In handling, the Model 518 was the most muzzle heavy revolver of this test, which provided the best muzzle stability and the least felt recoil. Pointing and target acquisition were the slowest, but fast follow-up shots were a snap. Although the wooden grips afforded a good grasp, we preferred the shape and feel of the finger-grooved rubber grips.
When pushed forward, the cylinder release on the left side of the frame unlocked the swing-out cylinder. This double action revolver’s passive safety, an internal rebound slide and hammer block system, prevented accidental firing.
Movement of this Rossi’s grooved 5/16-inch-wide trigger was typical of what can be expected on a low-priced revolver. The single action pull had no noticeable slack and a mushy 4 1/4-pound release. The double action pull’s travel and feel was inconsistent, but it let off at 11 1/4 pounds most of the time. Both modes had a moderate amount of overtravel.
In our opinion, the Model 518’s sights provided the clearest and easiest to find sighting reference of the test. The front was a blue/black ramped blade with a serrated face and a red plastic insert. The rear consisted of a matte white base and a blue/black face with a white-outlined notch. It was screw-adjustable for windage and elevation.

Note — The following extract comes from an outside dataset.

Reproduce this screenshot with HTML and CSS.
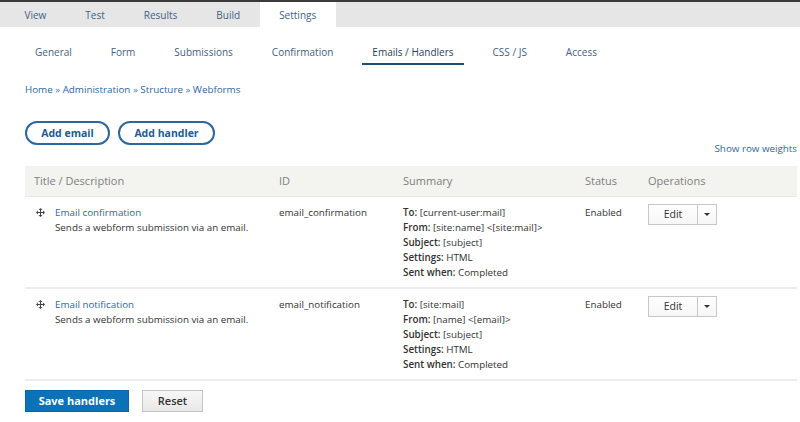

We found that this Rossi’s accuracy varied significantly from load to load, but it was more than satisfactory with the right ammunition. We obtained five-shot average groups of 1.93 inches at 15 yards, the smallest of the test, with Winchester T-22s and 3.03-inch groups, the largest of the test, with CCI Stinger hollow points. The Model 518’s average muzzle velocities, 994 to 1,268 feet per second, were from 5 feet per second slower to 19 feet per second faster than those of the Taurus Model 94 in this test. Our shooters felt this level of performance was good for a .22 LR revolver with a 4-inch barrel.